The Idaho Fish and Game Commission unanimously adopted a wolf management plan instructing the state to gradually reduce the wolf population from about 1,340 to 500 animals over the next six years.

The new wolf-management plan was introduced at a Commission meeting on January 26. It calls for incentivizing more hunting and trapping of wolves and loosening Idaho’s wolf hunting and trapping policies.

The goal is to keep the wolf and big game, mostly elk, populations balanced to minimize conflict with livestock by upping harvest pressure.

Reaching 500 wolves would also mark a return to Idaho’s minimum recovery goal for wolves. In 2009, the U.S. Fish and Wildlife Service set the management objective when wolves in the northern Rocky Mountains were pulled from the federal Endangered Species Act and returned to Idaho, Montana, Oregon, Washington, and Wyoming, for management.

The Fish and Wildlife Service’s delisting rule also laid out minimum recovery goals of 400 wolves for Montana and 200-300 for Wyoming, stipulating that each state in the Northern Rockies region maintain at least 150 wolves and 15 breeding pairs to keep gray wolves off the endangered species list.

Fish and Game’s most recent peak-population estimate is based on game camera surveys from summer 2022. According to this, Idaho had a maximum of 1,337 wolves. That’s a 13% decrease from 2021, when over 1,500 wolves roamed the state, but still 840 more than required.
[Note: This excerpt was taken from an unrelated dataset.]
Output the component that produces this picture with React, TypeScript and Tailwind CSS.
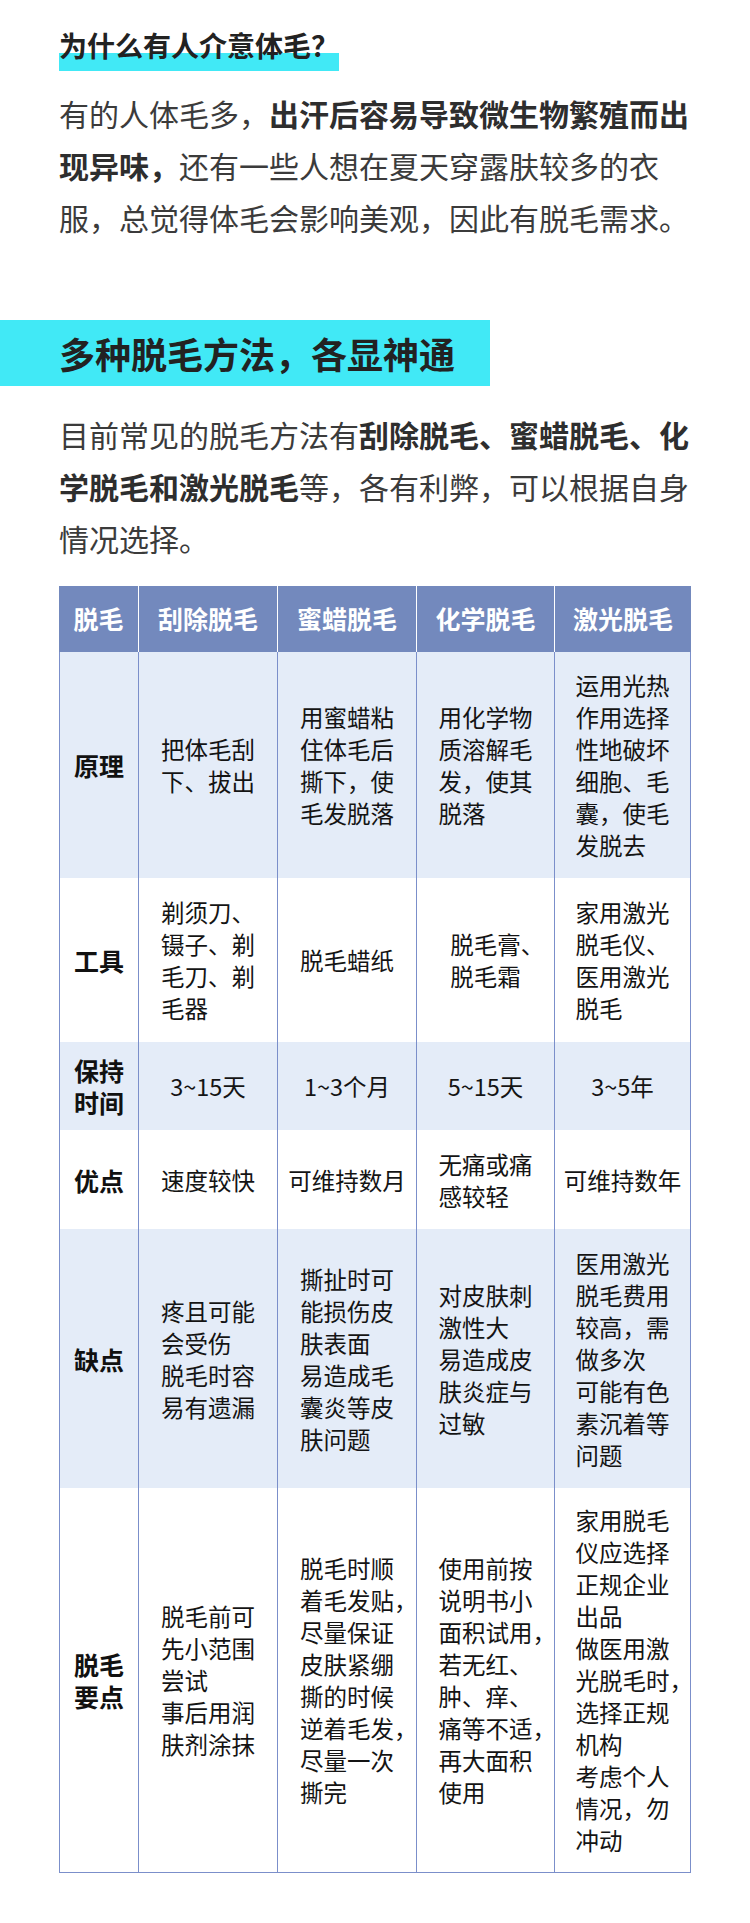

“With improved population estimation, it is clear that Idaho’s population has been well above this objective since delisting. During 2019-2021, Idaho’s wolf population has fluctuated around 1,270 animals during the annual cycle of reproduction and mortality,” the plan states.

Fish and Game Public Information Supervisor, Roger Phillips, stated that reducing the wolf population would benefit elk populations. Especially those affected most by wolf predation in Idaho’s Panhandle, Lolo, Selway, Middle Fork, and Sawtooth regions.

“Currently, Idaho has abundant and healthy elk populations statewide, however herds are unevenly distributed, and eight of Fish and Game’s 28 elk management zones are below objectives,” Philips stated. “In five of those zones, Fish and Game biologists have determined that predation and other factors are limiting herd growth.”

According to Leon Burman, senior wildlife technician with Fish and Game’s Magic Valley office, statewide wolf harvest has fluctuated between 400-500 wolves per year and has continued to increase since 2013.

In the Wood River Valley, fewer than 20 wolves have been hunted or trapped on an annual basis over the past decade, contributing to a “relatively small” portion of the statewide total, he said.

Burman stated that 16 wolves were hunted in the broader Magic Valley Region last year, up from 11 in 2021 and 12 in 2020. The zone includes Blaine, Cassia, Lincoln, and Twin Falls counties.

Fish and Game documented a total of 396 wolves killed in 2022, according to wolf mortality records obtained by the Express. That figure is less than any year in recent times and also 20% less than 2021, when more than 495 wolves were trapped or hunted.

Fish and Game Director, Ed Schriever, said that the intent of Fish and Game is not to “manage the wolf population to the bare minimum recovery threshold,” but to “manage the wolf population very consistently with the federal delisting rule written under the Obama administration for what will work on an occupied landscape where the public has other values with wildlife.”

Commissioner Ebert reminded everyone that the goal of the wolf management plan is to create a healthy balance, not to eradicate wolves, and that has never been the intention.